++++ Data

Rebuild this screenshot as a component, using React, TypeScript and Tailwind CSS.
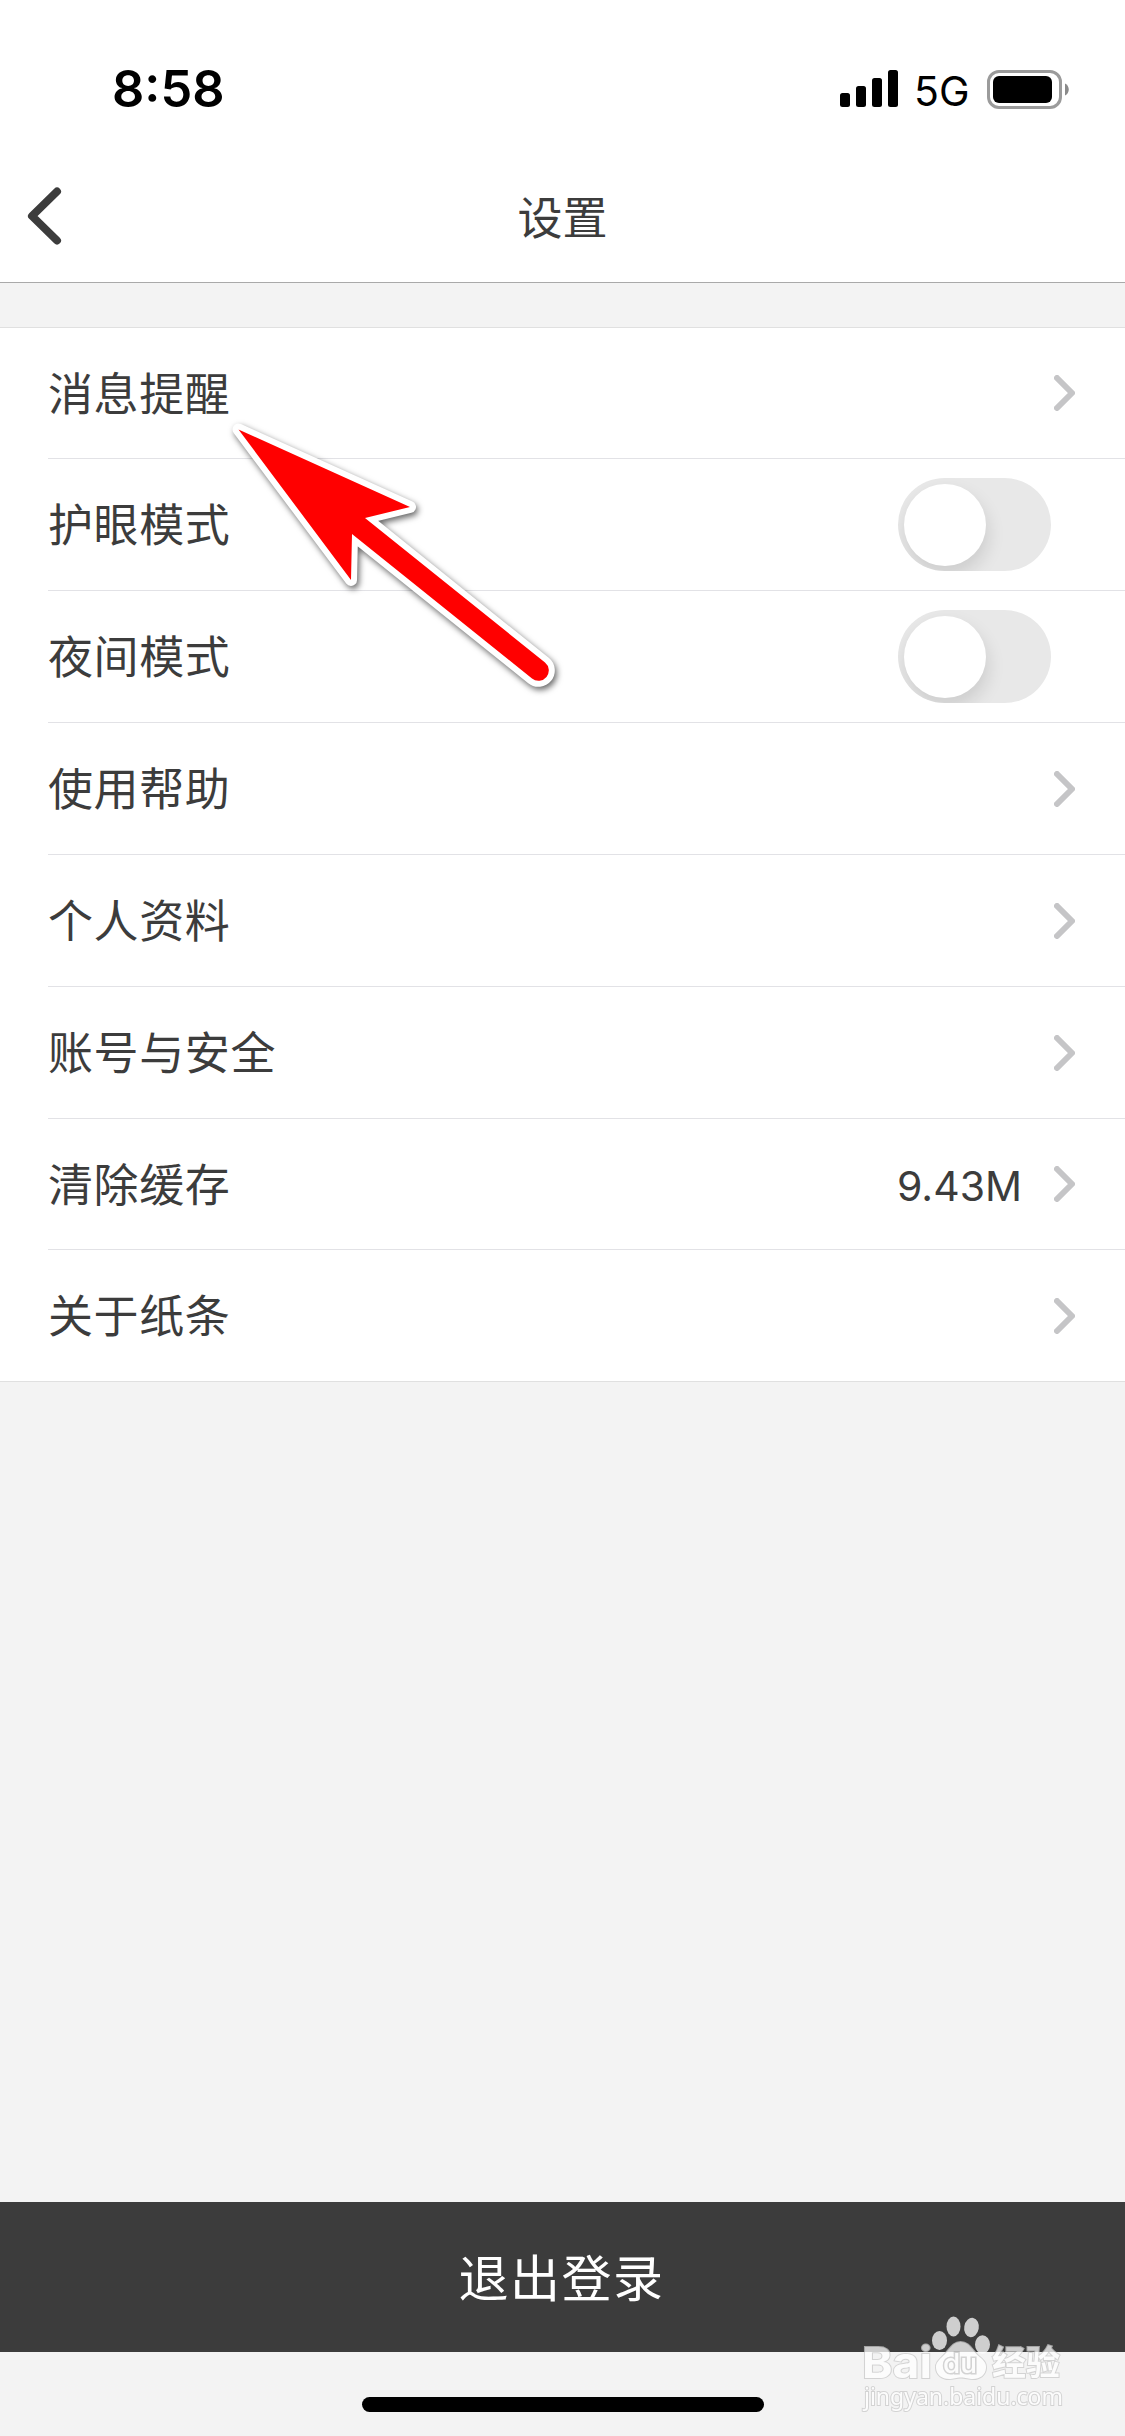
import * as React from "react"
import { cva } from "class-variance-authority"

type SettingItem = {
  label: string
  type: "link" | "switch"
  value?: string
}

const settings: SettingItem[] = [
  { label: "消息提醒", type: "link" },
  { label: "护眼模式", type: "switch" },
  { label: "夜间模式", type: "switch" },
  { label: "使用帮助", type: "link" },
  { label: "个人资料", type: "link" },
  { label: "账号与安全", type: "link" },
  { label: "清除缓存", type: "link", value: "9.43M" },
  { label: "关于纸条", type: "link" },
]

const rowStyle = cva("flex items-center justify-between ml-12 border-b", {
  variants: {
    size: {
      short: "h-[131px]",
      normal: "h-[132px]",
    },
    last: {
      true: "border-transparent",
      false: "border-[#e2e2e6]",
    },
  },
})

function StatusBar() {
  return (
    <div className="flex h-[154px] items-start justify-between pl-[112px] pr-[56px] pt-[59px]">
      <span className="font-['Inter'] text-[50.5px] font-semibold leading-[60px] text-black">8:58</span>
      <div className="flex h-[60px] items-center">
        <svg width="58" height="38" viewBox="0 0 58 38">
          <rect x="0" y="23" width="10" height="14" rx="2.5" />
          <rect x="16" y="16" width="10" height="21" rx="2.5" />
          <rect x="32" y="8" width="10" height="29" rx="2.5" />
          <rect x="48" y="0" width="10" height="37" rx="2.5" />
        </svg>
        <span className="ml-[16px] mt-[3px] w-[57px] whitespace-nowrap font-['Inter'] text-[41px] leading-[60px] text-black">5G</span>
        <svg className="ml-[16px]" width="82" height="39" viewBox="0 0 82 39">
          <rect x="1.5" y="1.5" width="72" height="36" rx="10.5" fill="none" stroke="#9b9b9b" strokeWidth="3" />
          <rect x="6" y="6" width="59" height="27" rx="6" />
          <path d="M78 13.5c5 2 5 10 0 12z" fill="#8a8a8a" />
        </svg>
      </div>
    </div>
  )
}

function NavBar() {
  return (
    <div className="grid h-[128px] grid-cols-3 items-center">
      <button className="ml-[26px] mb-[5px] w-[40px]">
        <svg width="40" height="64" viewBox="0 0 40 64" fill="none">
          <path d="M31 7.500L6 32l25 24.500" stroke="#3c3c3c" strokeWidth="8" strokeLinecap="round" strokeLinejoin="round" />
        </svg>
      </button>
      <h1 className="mb-[4px] text-center text-[45px] leading-[64px] text-[#3c3c3c]">设置</h1>
    </div>
  )
}

function Chevron() {
  return (
    <svg width="21" height="36" viewBox="0 0 21 36" fill="none">
      <path d="M3 3l15 15L3 33" stroke="#c5c5c7" strokeWidth="6" strokeLinecap="round" strokeLinejoin="round" />
    </svg>
  )
}

function Switch() {
  const [on, setOn] = React.useState(false)
  return (
    <button
      role="switch"
      aria-checked={on}
      onClick={() => setOn(!on)}
      className="mr-[74px] flex h-[93px] w-[153px] items-center overflow-hidden rounded-full bg-[#e8e8e8] px-[6px]"
    >
      <span
        className={
          on
            ? "ml-auto h-[82px] w-[82px] rounded-full bg-white"
            : "h-[82px] w-[82px] rounded-full bg-white shadow-[2px_9px_18px_rgba(0,0,0,0.12)]"
        }
      />
    </button>
  )
}

function SettingRow({ item, short, last }: { item: SettingItem; short: boolean; last: boolean }) {
  return (
    <li className={rowStyle({ size: short ? "short" : "normal", last })}>
      <span className="mb-[3px] text-[45px] leading-[64px] tracking-[0.6px] text-[#3c3c3c]">{item.label}</span>
      {item.type === "switch" ? (
        <Switch />
      ) : (
        <div className="mr-[50px] flex items-center gap-[32px]">
          {item.value && (
            <span className="mt-[3px] font-['Inter'] text-[41px] leading-[64px] text-[#3c3c3c]">{item.value}</span>
          )}
          <Chevron />
        </div>
      )}
    </li>
  )
}

function PointerArrow() {
  return (
    <svg
      className="pointer-events-none absolute left-[220px] top-[410px] drop-shadow-[2px_3px_3px_rgba(0,0,0,0.6)]"
      width="350"
      height="300"
      viewBox="220 410 350 300"
    >
      <path
        d="M238.500 429.500L410 507l-45 11 180 144.500a10.300 10.300 0 0 1-13 16L352 534l-1 46z"
        fill="#ff0000"
        stroke="#ffffff"
        strokeWidth="12"
        strokeLinejoin="round"
        paintOrder="stroke"
      />
    </svg>
  )
}

function Watermark() {
  return (
    <svg
      className="pointer-events-none absolute left-[850px] top-[2305px]"
      width="230"
      height="115"
      viewBox="850 2305 230 115"
      opacity="0.75"
      fill="#ffffff"
      stroke="#c9c9c9"
      strokeWidth="2"
      paintOrder="stroke"
    >
      <ellipse cx="939.5" cy="2340.5" rx="7.5" ry="9.5" stroke="none" />
      <ellipse cx="953.5" cy="2326.5" rx="7" ry="10" stroke="none" />
      <ellipse cx="971.5" cy="2327.5" rx="7.3" ry="9.7" transform="rotate(10 971.5 2327.5)" stroke="none" />
      <ellipse cx="982.5" cy="2344.5" rx="7.5" ry="9.3" stroke="none" />
      <path d="M960.500 2342c9 0 12 9 18 14 5 4 8 7 7.500 12-.5 7-6 11-13 11-5 0-7-1.500-12-1.500s-7 1.500-12 1.500c-7 0-12.500-4-13-11-.5-5 3-8 7-12 6-5 9-14 17.500-14z" />
      <text x="862" y="2378" textLength="70" lengthAdjust="spacingAndGlyphs" className="font-['Inter'] text-[43px] font-bold">Bai</text>
      <text x="943" y="2373" textLength="34" lengthAdjust="spacingAndGlyphs" strokeWidth="3" className="font-['Inter'] text-[27px] font-medium">du</text>
      <text x="992" y="2375" textLength="68" lengthAdjust="spacingAndGlyphs" className="font-['Noto_Sans_CJK_SC',sans-serif] text-[34px] font-bold">经验</text>
      <text x="864" y="2404.5" textLength="199" lengthAdjust="spacingAndGlyphs" className="font-['Noto_Sans'] text-[23px]">jingyan.baidu.com</text>
    </svg>
  )
}

export default function App() {
  return (
    <div className="relative flex h-[2436px] w-[1125px] flex-col overflow-hidden bg-[#f3f3f3] font-['Noto_Sans_CJK_SC',sans-serif]">
      <header className="h-[283px] border-b border-[#a9a9a9] bg-white">
        <StatusBar />
        <NavBar />
      </header>

      <ul className="mt-11 border-t border-[#e0e0e0] bg-white">
        {settings.map((item, i) => (
          <SettingRow key={item.label} item={item} short={i === 0 || i === 6} last={i === settings.length - 1} />
        ))}
      </ul>
      <div className="-mt-px h-px bg-[#e0e0e0]" />

      <footer className="mt-auto">
        <button className="flex h-[150px] w-full items-center justify-center bg-[#3c3c3c] pb-[3px] pr-[2px] text-[50px] tracking-[1.5px] text-white">
          退出登录
        </button>
        <div className="flex h-[84px] justify-center pt-[45px]">
          <div className="h-[15px] w-[402px] rounded-full bg-black" />
        </div>
      </footer>

      <PointerArrow />
      <Watermark />
    </div>
  )
}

++++++++

■ Given instruction:
Quote in full the listing given above; the images are to be left out.

■ Full answer:
Rebuild this screenshot as a component, using React, TypeScript and Tailwind CSS.
import * as React from "react"
import { cva } from "class-variance-authority"

type SettingItem = {
  label: string
  type: "link" | "switch"
  value?: string
}

const settings: SettingItem[] = [
  { label: "消息提醒", type: "link" },
  { label: "护眼模式", type: "switch" },
  { label: "夜间模式", type: "switch" },
  { label: "使用帮助", type: "link" },
  { label: "个人资料", type: "link" },
  { label: "账号与安全", type: "link" },
  { label: "清除缓存", type: "link", value: "9.43M" },
  { label: "关于纸条", type: "link" },
]

const rowStyle = cva("flex items-center justify-between ml-12 border-b", {
  variants: {
    size: {
      short: "h-[131px]",
      normal: "h-[132px]",
    },
    last: {
      true: "border-transparent",
      false: "border-[#e2e2e6]",
    },
  },
})

function StatusBar() {
  return (
    <div className="flex h-[154px] items-start justify-between pl-[112px] pr-[56px] pt-[59px]">
      <span className="font-['Inter'] text-[50.5px] font-semibold leading-[60px] text-black">8:58</span>
      <div className="flex h-[60px] items-center">
        <svg width="58" height="38" viewBox="0 0 58 38">
          <rect x="0" y="23" width="10" height="14" rx="2.5" />
          <rect x="16" y="16" width="10" height="21" rx="2.5" />
          <rect x="32" y="8" width="10" height="29" rx="2.5" />
          <rect x="48" y="0" width="10" height="37" rx="2.5" />
        </svg>
        <span className="ml-[16px] mt-[3px] w-[57px] whitespace-nowrap font-['Inter'] text-[41px] leading-[60px] text-black">5G</span>
        <svg className="ml-[16px]" width="82" height="39" viewBox="0 0 82 39">
          <rect x="1.5" y="1.5" width="72" height="36" rx="10.5" fill="none" stroke="#9b9b9b" strokeWidth="3" />
          <rect x="6" y="6" width="59" height="27" rx="6" />
          <path d="M78 13.5c5 2 5 10 0 12z" fill="#8a8a8a" />
        </svg>
      </div>
    </div>
  )
}

function NavBar() {
  return (
    <div className="grid h-[128px] grid-cols-3 items-center">
      <button className="ml-[26px] mb-[5px] w-[40px]">
        <svg width="40" height="64" viewBox="0 0 40 64" fill="none">
          <path d="M31 7.500L6 32l25 24.500" stroke="#3c3c3c" strokeWidth="8" strokeLinecap="round" strokeLinejoin="round" />
        </svg>
      </button>
      <h1 className="mb-[4px] text-center text-[45px] leading-[64px] text-[#3c3c3c]">设置</h1>
    </div>
  )
}

function Chevron() {
  return (
    <svg width="21" height="36" viewBox="0 0 21 36" fill="none">
      <path d="M3 3l15 15L3 33" stroke="#c5c5c7" strokeWidth="6" strokeLinecap="round" strokeLinejoin="round" />
    </svg>
  )
}

function Switch() {
  const [on, setOn] = React.useState(false)
  return (
    <button
      role="switch"
      aria-checked={on}
      onClick={() => setOn(!on)}
      className="mr-[74px] flex h-[93px] w-[153px] items-center overflow-hidden rounded-full bg-[#e8e8e8] px-[6px]"
    >
      <span
        className={
          on
            ? "ml-auto h-[82px] w-[82px] rounded-full bg-white"
            : "h-[82px] w-[82px] rounded-full bg-white shadow-[2px_9px_18px_rgba(0,0,0,0.12)]"
        }
      />
    </button>
  )
}

function SettingRow({ item, short, last }: { item: SettingItem; short: boolean; last: boolean }) {
  return (
    <li className={rowStyle({ size: short ? "short" : "normal", last })}>
      <span className="mb-[3px] text-[45px] leading-[64px] tracking-[0.6px] text-[#3c3c3c]">{item.label}</span>
      {item.type === "switch" ? (
        <Switch />
      ) : (
        <div className="mr-[50px] flex items-center gap-[32px]">
          {item.value && (
            <span className="mt-[3px] font-['Inter'] text-[41px] leading-[64px] text-[#3c3c3c]">{item.value}</span>
          )}
          <Chevron />
        </div>
      )}
    </li>
  )
}

function PointerArrow() {
  return (
    <svg
      className="pointer-events-none absolute left-[220px] top-[410px] drop-shadow-[2px_3px_3px_rgba(0,0,0,0.6)]"
      width="350"
      height="300"
      viewBox="220 410 350 300"
    >
      <path
        d="M238.500 429.500L410 507l-45 11 180 144.500a10.300 10.300 0 0 1-13 16L352 534l-1 46z"
        fill="#ff0000"
        stroke="#ffffff"
        strokeWidth="12"
        strokeLinejoin="round"
        paintOrder="stroke"
      />
    </svg>
  )
}

function Watermark() {
  return (
    <svg
      className="pointer-events-none absolute left-[850px] top-[2305px]"
      width="230"
      height="115"
      viewBox="850 2305 230 115"
      opacity="0.75"
      fill="#ffffff"
      stroke="#c9c9c9"
      strokeWidth="2"
      paintOrder="stroke"
    >
      <ellipse cx="939.5" cy="2340.5" rx="7.5" ry="9.5" stroke="none" />
      <ellipse cx="953.5" cy="2326.5" rx="7" ry="10" stroke="none" />
      <ellipse cx="971.5" cy="2327.5" rx="7.3" ry="9.7" transform="rotate(10 971.5 2327.5)" stroke="none" />
      <ellipse cx="982.5" cy="2344.5" rx="7.5" ry="9.3" stroke="none" />
      <path d="M960.500 2342c9 0 12 9 18 14 5 4 8 7 7.500 12-.5 7-6 11-13 11-5 0-7-1.500-12-1.500s-7 1.500-12 1.500c-7 0-12.500-4-13-11-.5-5 3-8 7-12 6-5 9-14 17.500-14z" />
      <text x="862" y="2378" textLength="70" lengthAdjust="spacingAndGlyphs" className="font-['Inter'] text-[43px] font-bold">Bai</text>
      <text x="943" y="2373" textLength="34" lengthAdjust="spacingAndGlyphs" strokeWidth="3" className="font-['Inter'] text-[27px] font-medium">du</text>
      <text x="992" y="2375" textLength="68" lengthAdjust="spacingAndGlyphs" className="font-['Noto_Sans_CJK_SC',sans-serif] text-[34px] font-bold">经验</text>
      <text x="864" y="2404.5" textLength="199" lengthAdjust="spacingAndGlyphs" className="font-['Noto_Sans'] text-[23px]">jingyan.baidu.com</text>
    </svg>
  )
}

export default function App() {
  return (
    <div className="relative flex h-[2436px] w-[1125px] flex-col overflow-hidden bg-[#f3f3f3] font-['Noto_Sans_CJK_SC',sans-serif]">
      <header className="h-[283px] border-b border-[#a9a9a9] bg-white">
        <StatusBar />
        <NavBar />
      </header>

      <ul className="mt-11 border-t border-[#e0e0e0] bg-white">
        {settings.map((item, i) => (
          <SettingRow key={item.label} item={item} short={i === 0 || i === 6} last={i === settings.length - 1} />
        ))}
      </ul>
      <div className="-mt-px h-px bg-[#e0e0e0]" />

      <footer className="mt-auto">
        <button className="flex h-[150px] w-full items-center justify-center bg-[#3c3c3c] pb-[3px] pr-[2px] text-[50px] tracking-[1.5px] text-white">
          退出登录
        </button>
        <div className="flex h-[84px] justify-center pt-[45px]">
          <div className="h-[15px] w-[402px] rounded-full bg-black" />
        </div>
      </footer>

      <PointerArrow />
      <Watermark />
    </div>
  )
}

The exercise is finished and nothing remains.